→ What you are asked to do
Repeat exactly the lines running from the first line of the data to the line containing "['|----|', '--[ ]--', '--[/]--', '--( )--', 'mouse'];", both ends included, and nothing else; drop the pictures.

→ Data lines
# # #
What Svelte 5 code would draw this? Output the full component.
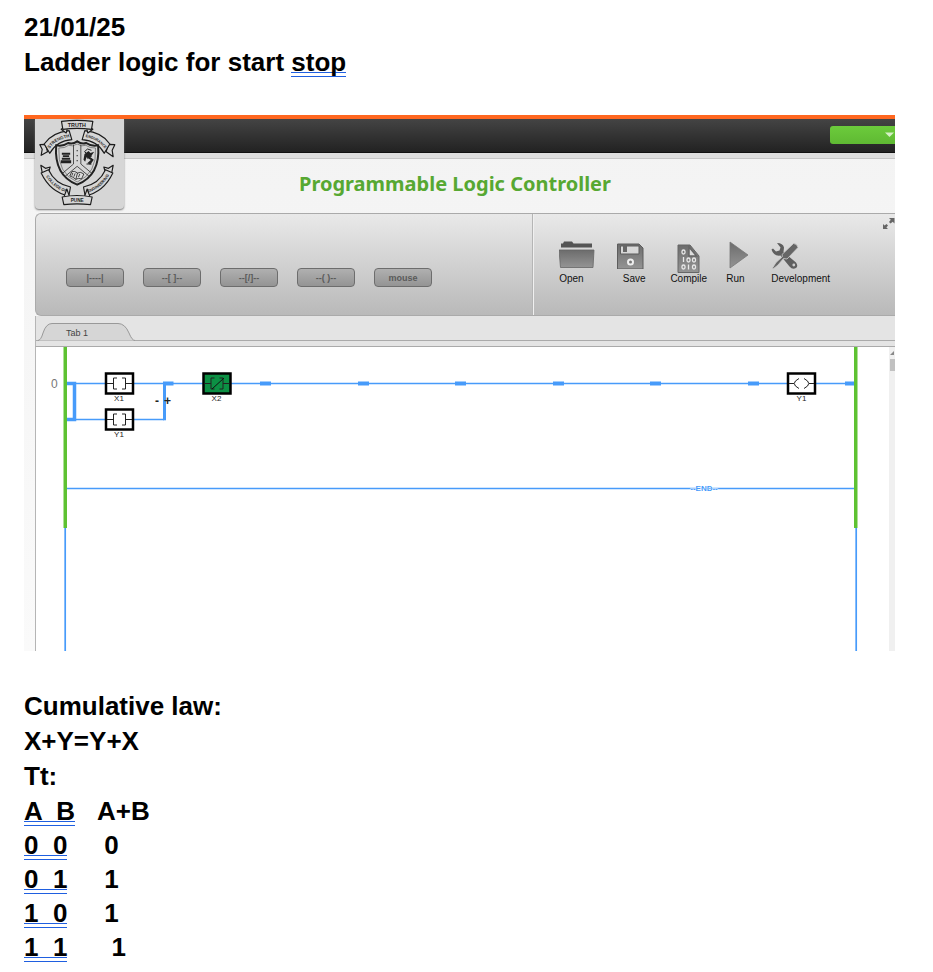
<script>
  const blocks = ['|----|', '--[ ]--', '--[/]--', '--( )--', 'mouse'];

  const rows = [
    { inputs: '0  0', output: ' 0' },
    { inputs: '0  1', output: ' 1' },
    { inputs: '1  0', output: ' 1' },
    { inputs: '1  1', output: '  1' }
  ];

  const joints = [224, 322, 419, 517, 614, 712];
</script>

<main>
  <p>21/01/25</p>
  <h1>Ladder logic for start <span class="marked">stop</span></h1>

  <section class="plc">
    <div class="topbar">
      <button class="account" aria-label="Account menu">
        <svg width="9" height="5" viewBox="0 0 9 5"><path d="M0 0.5H9L4.5 5Z" fill="#d6f0c6" /></svg>
      </button>
    </div>
    <div class="strip"></div>

    <svg class="crest" viewBox="47 42 266 270" role="img" aria-label="College crest">
      <g fill="#d6d6d6" stroke="#1c1c1c" stroke-width="3.5" stroke-linejoin="round">
        <path d="M84 140L65 151L68 133L61 119L78 118Z" />
        <path d="M260 140L281 155L278 136L286 119L267 118Z" />
        <path d="M74 117Q98 82 149 77L157 104Q112 107 91 145Z" />
        <path d="M271 117Q248 82 196 77L188 104Q234 107 254 145Z" />
        <path d="M68 202L64 181L78 190L92 186L86 207Z" />
        <path d="M277 202L281 181L267 190L253 186L259 207Z" />
        <path d="M65 204L87 194Q106 236 153 246L148 273Q92 261 65 204Z" />
        <path d="M280 204L258 194Q239 236 192 246L197 273Q253 261 280 204Z" />
        <path d="M132 68L125 73L140 84L143 73M213 68L220 73L205 84L202 73" />
        <path d="M126 49Q172 43 220 49L216 73Q172 67 130 73Z" />
        <path d="M134 274L142 252L149 272M211 274L203 252L196 272" />
        <path d="M128 276Q172 267 218 276L213 299Q172 294 133 299Z" />
      </g>
      <path d="M110 121Q131 125 146 114Q160 119 173 109Q187 119 200 114Q215 125 236 121Q243 211 173 239Q103 211 110 121Z" fill="#d6d6d6" stroke="#222" stroke-width="6" />
      <path d="M118 129Q136 130 147 121Q160 126 173 117Q187 126 199 121Q211 130 228 129Q233 205 173 231Q113 205 118 129Z" fill="none" stroke="#333" stroke-width="1.5" />
      <path d="M162 119V177L129 205M184 119V177L217 205M173 184L137 214M173 184L209 214" fill="none" stroke="#333" stroke-width="2.5" />
      <g fill="#222">
        <path d="M127 143H152V149H127ZM130 151H149V156H130ZM127 158H152V164H127ZM124 166H155V175H124Z" />
        <circle cx="173" cy="137" r="2" /><circle cx="173" cy="152" r="2" /><circle cx="173" cy="167" r="2" />
        <path d="M195 147L207 138L213 144L224 140L217 151L212 156L223 164L212 179L204 174L214 165L201 157L197 170L192 164Z" />
      </g>
      <path d="M202 146L195 140L204 132L216 136M203 160L217 153M201 177H216" fill="none" stroke="#222" stroke-width="3" />
      <path d="M151 213L157 200Q166 197 174 204Q184 199 193 207L186 222Q178 217 169 223Q160 215 151 213ZM174 204L169 223M160 204L157 212M167 205L163 215M181 207L177 216" fill="#ddd" stroke="#222" stroke-width="2.5" />
      <path id="strength" d="M87 136Q106 102 156 96" fill="none" />
      <path id="endurance" d="M190 95Q237 100 261 138" fill="none" />
      <path id="college" d="M74 205Q101 254 151 265" fill="none" />
      <path id="engineering" d="M197 265Q247 253 273 203" fill="none" />
      <g class="crest-text" text-anchor="middle">
        <text x="172" y="66" font-size="16">TRUTH</text>
        <text x="173" y="292" font-size="14">PUNE</text>
        <text font-size="13"><textPath href="#strength" startOffset="50%">STRENGTH</textPath></text>
        <text font-size="11"><textPath href="#endurance" startOffset="50%">ENDURANCE</textPath></text>
        <text font-size="12"><textPath href="#college" startOffset="50%">COLLEGE OF</textPath></text>
        <text font-size="12"><textPath href="#engineering" startOffset="50%">ENGINEERING</textPath></text>
      </g>
    </svg>

    <h2>Programmable Logic Controller</h2>

    <div class="workspace">
      <div class="toolbar">
        <div class="blocks">
          {#each blocks as block}
            <button>{block}</button>
          {/each}
        </div>
        <div class="tools">
          <button class="open">
            <svg width="36" height="28" viewBox="0 0 36 28">
              <path d="M2 6.500V2.500H4L5 0.500H13L14.500 2.500H33V6.500Z" fill="#555" />
              <path d="M0 9H35L34 26.500H1.500Z" fill="url(#metal)" stroke="#666" stroke-width="0.800" />
            </svg>
            Open
          </button>
          <button class="save">
            <svg width="27" height="28" viewBox="0 0 27 28">
              <path fill-rule="evenodd" d="M0.500 3H22L26 7V28H0.500ZM3.500 5V13H22V5Z" fill="url(#metal)" stroke="#5d5d5d" />
              <path d="M6 4H10V11H6Z" fill="#666" />
              <circle cx="13.500" cy="21" r="2.500" fill="#777" stroke="#eee" stroke-width="2" />
            </svg>
            Save
          </button>
          <button class="compile">
            <svg width="23" height="32" viewBox="0 0 23 32">
              <path d="M1 4H13L22 15V31.500H1Z" fill="url(#metal)" stroke="#666" />
              <path d="M12 6V15H19.500Z" fill="#ddd" stroke="#666" stroke-width="1.500" />
              <g fill="none" stroke="#e8e8e8" stroke-width="1.300">
                <rect x="5" y="9" width="3" height="4" rx="1.500" />
                <path d="M6.500 16V21" />
                <rect x="10" y="17" width="3" height="4" rx="1.500" />
                <rect x="15.500" y="17" width="3" height="4" rx="1.500" />
                <rect x="5" y="24" width="3" height="4" rx="1.500" />
                <path d="M11.500 23.500V28.500" />
                <rect x="15.500" y="24" width="3" height="4" rx="1.500" />
              </g>
            </svg>
            Compile
          </button>
          <button class="run">
            <svg width="22" height="28" viewBox="0 0 22 28"><path d="M4 1L22 14L4 27Z" fill="url(#metal)" stroke="#777" stroke-width="0.800" /></svg>
            Run
          </button>
          <button class="development">
            <svg width="28" height="28" viewBox="0 0 28 28">
              <path d="M6 2Q12 2 13 6.500L12.500 11L25 21.500Q27.500 25 25 27Q21.500 29 18.500 25.500L9.500 14.500Q2.500 15.500 0.500 8.500L2 7.500L5 10.500L8.500 9.500L9.500 6.500Z" fill="#5f5f5f" />
              <circle cx="22.800" cy="24" r="1.400" fill="#ccc" />
              <path d="M22.500 2.500Q26 2.500 27 6.500L16 18L12.500 17.500L7 24L2 28L1.500 27L5 21.500L11.500 15.500L11 13.500Z" fill="#666" stroke="#cfcfcf" stroke-width="0.800" />
            </svg>
            Development
          </button>
        </div>
        <button class="expand" aria-label="Expand">
          <svg width="13" height="13" viewBox="0 0 13 13">
            <path d="M7 1H12.500V6.500L10.700 4.700L8.500 6.500L7 5L8.800 2.800ZM6 12H1V7L2.600 8.600L4.500 7L6 8.500L4.400 10.400Z" fill="#666" />
          </svg>
        </button>
      </div>

      <div class="tabs">
        <button class="tab">
          <svg width="97" height="18" viewBox="0 0 97 18">
            <path d="M0 17.500Q3 17 5 10Q8 0.500 14 0.500H80Q87 0.500 91 10Q94 17.500 97 17.500" fill="#d6d6d6" stroke="#999" />
          </svg>
          <span>Tab 1</span>
        </button>
      </div>

      <div class="editor">
        <svg class="ladder" height="304">
          <defs>
            <linearGradient id="metal" x1="0" y1="0" x2="0" y2="1">
              <stop offset="0" stop-color="#6c6c6c" />
              <stop offset="1" stop-color="#949494" />
            </linearGradient>
            <g id="contact">
              <rect x="1" y="1" width="27" height="20" stroke="#000" stroke-width="2.500" />
              <path d="M2 11H8.500M12 5.500H8.500V16.500H12M17 5.500H20.500V16.500H17M20.500 11H27" fill="none" stroke="#222" />
            </g>
          </defs>
          <g stroke="#479bfa" fill="none">
            <g stroke-width="1.700">
              <path d="M29 36.500H820M29 72.500H128M29 141.500H820" />
              <path d="M29.200 181V304M820.200 181V304" />
            </g>
            <path d="M30 36.500H38.500V72.500H30" stroke-width="3.500" />
            <path d="M128.500 73.300V36.500" stroke-width="3" />
            <path d="M127 36.500H137.500M809 36.500H819" stroke-width="4" />
            {#each joints as x}
              <path d="M{x} 36.500h11" stroke-width="4" />
            {/each}
          </g>
          <g fill="#5ec232">
            <rect x="27.500" y="0" width="3.500" height="181" />
            <rect x="818" y="0" width="3.500" height="181" />
          </g>
          <use href="#contact" x="69" y="25.500" fill="#fff" />
          <use href="#contact" x="69" y="61.500" fill="#fff" />
          <use href="#contact" x="166.500" y="25.500" fill="#0c9044" />
          <path d="M176 42L188 31" stroke="#111" />
          <rect x="752" y="26.500" width="27" height="20" fill="#fff" stroke="#000" stroke-width="2.500" />
          <path d="M753 36.500H758M763 31.500Q753.500 36.500 763 41.500M768 31.500Q777.500 36.500 768 41.500M773 36.500H778" fill="none" stroke="#222" />
          <g class="names" text-anchor="middle">
            <text x="83" y="54">X1</text>
            <text x="83" y="90">Y1</text>
            <text x="180.500" y="54">X2</text>
            <text x="765.500" y="54">Y1</text>
          </g>
          <text class="end" x="668" y="144" text-anchor="middle">--END--</text>
          <text class="index" x="15" y="41">0</text>
          <text class="sign" x="119" y="58">-</text>
          <text class="sign" x="128" y="58">+</text>
        </svg>
        <div class="scrollbar">
          <svg width="5" height="5" viewBox="0 0 5 5"><path d="M1 4L5 0V4Z" fill="#888" /></svg>
          <div class="thumb"></div>
        </div>
      </div>
    </div>
  </section>

  <p>Cumulative law:</p>
  <p>X+Y=Y+X</p>
  <p>Tt:</p>
  <table>
    <thead>
      <tr><th><span class="marked">A  B</span></th><th>A+B</th></tr>
    </thead>
    <tbody>
      {#each rows as row}
        <tr><td><span class="marked">{row.inputs}</span></td><td>{row.output}</td></tr>
      {/each}
    </tbody>
  </table>
</main>

<style>
  :global(body) {
    background: #fff;
  }

  main {
    padding: 10px 38px 6px 24px;
    font: bold 26px/35px 'Liberation Sans', Arial, sans-serif;
    color: #000;
  }

  p,
  h1 {
    margin: 0;
    font: inherit;
  }

  .marked {
    display: inline-block;
    line-height: 29px;
    background:
      linear-gradient(#1f5fe0, #1f5fe0) 0 100% / 100% 1px no-repeat,
      linear-gradient(#1f5fe0, #1f5fe0) 0 calc(100% - 4px) / 100% 1px no-repeat;
  }

  button {
    padding: 0;
    border: 0;
    background: none;
    font-family: inherit;
    color: inherit;
    cursor: pointer;
  }

  svg {
    display: block;
  }

  .plc {
    position: relative;
    margin: 35px 0 38px;
    overflow: hidden;
    background: linear-gradient(#f3f3f3, #fafafa);
  }

  .topbar {
    display: flex;
    justify-content: flex-end;
    align-items: flex-start;
    box-sizing: border-box;
    height: 38px;
    padding-top: 7px;
    border-top: 4px solid #ff671f;
    border-bottom: 1px solid #111;
    background: linear-gradient(#444, #222);
  }

  .account {
    display: flex;
    justify-content: flex-end;
    box-sizing: border-box;
    width: 65px;
    height: 18px;
    padding: 6px 1px 0 0;
    border-radius: 3px 0 0 3px;
    background: linear-gradient(#6ccb3c, #5fb933);
  }

  .strip {
    height: 5px;
    border-bottom: 1px solid #c6c6c6;
    background: #dedede;
  }

  .crest {
    position: absolute;
    top: 4px;
    left: 11px;
    width: 89px;
    height: 90px;
    border-radius: 0 0 4px 4px;
    background: #d6d6d6;
    box-shadow: 0 1px 2px #777;
  }

  .crest-text {
    font-family: 'Liberation Sans', Arial, sans-serif;
    font-weight: bold;
    fill: #222;
  }

  h2 {
    margin: 0;
    padding: 11px 9px 15px 0;
    font: bold 20px/28px 'Noto Sans', sans-serif;
    text-align: center;
    color: #57a832;
  }

  .workspace {
    margin-left: 11px;
  }

  .toolbar {
    position: relative;
    display: flex;
    height: 101px;
    border: 1px solid #aaa;
    border-right: 0;
    border-radius: 6px 0 0 6px;
    background: linear-gradient(#e9e9e9, #b9b9b9);
  }

  .blocks {
    display: flex;
    flex: 0 0 58%;
    gap: 19px;
    align-items: flex-start;
    box-sizing: border-box;
    padding: 54px 0 0 30px;
    border-right: 1px solid #f0f0f0;
    box-shadow: inset -1px 0 #b5b5b5;
  }

  .blocks button {
    width: 58px;
    height: 19px;
    border: 1px solid #6d6d6d;
    border-radius: 4px;
    background: linear-gradient(#b0b0b0, #949494);
    font-size: 9px;
    font-weight: bold;
    color: #5a5a5a;
  }

  .tools {
    display: flex;
    gap: 19px;
    align-items: flex-start;
    padding: 27px 0 0 25px;
  }

  .tools button {
    display: flex;
    flex-direction: column;
    gap: 4px;
    font-size: 10px;
    line-height: 12px;
    text-align: left;
    color: #111;
  }

  .tools .open {
    width: 39px;
  }

  .tools .save {
    width: 34px;
    align-items: center;
  }

  .save svg {
    align-self: flex-start;
  }

  .tools .compile {
    width: 37px;
    gap: 0;
    align-items: center;
  }

  .tools .run {
    width: 26px;
  }

  .expand {
    position: absolute;
    top: 3px;
    right: 0;
  }

  .tabs {
    height: 31px;
    box-sizing: border-box;
    padding: 7px 0 0 2px;
    background: linear-gradient(#aaa, #aaa) 0 24px / 100% 1px no-repeat #e4e4e4;
    border-bottom: 1px solid #aaa;
    border-left: 1px solid #b5b5b5;
  }

  .tab {
    display: grid;
    align-items: center;
    font-size: 9px;
    line-height: 20px;
    color: #444;
  }

  .tab > * {
    grid-area: 1 / 1;
  }

  .tab svg {
    align-self: start;
  }

  .tab span {
    padding-left: 28px;
    text-align: left;
  }

  .editor {
    display: flex;
    border-left: 1px solid #b5b5b5;
    background: #fff;
  }

  .ladder {
    flex: 1;
    min-width: 0;
    font-family: 'Liberation Sans', Arial, sans-serif;
    font-weight: normal;
  }

  .names {
    font-size: 8px;
    fill: #222;
  }

  .end {
    font-size: 8px;
    fill: #479bfa;
    stroke: #fff;
    stroke-width: 1px;
    paint-order: stroke;
    font-weight: bold;
  }

  .index {
    font-size: 12px;
    fill: #777;
  }

  .sign {
    font-size: 12px;
    font-weight: bold;
    fill: #222;
  }

  .scrollbar {
    width: 6px;
    padding-top: 4px;
    background: #f0f0f0;
  }

  .thumb {
    height: 12px;
    margin: 3px 0 0 1px;
    background: #c1c1c1;
  }

  table {
    border-collapse: collapse;
    line-height: 34px;
    white-space: pre;
  }

  th,
  td {
    padding: 0 22px 0 0;
    text-align: left;
    font-weight: bold;
  }
</style>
# # #
→ Exercise response
What Svelte 5 code would draw this? Output the full component.
<script>
  const blocks = ['|----|', '--[ ]--', '--[/]--', '--( )--', 'mouse'];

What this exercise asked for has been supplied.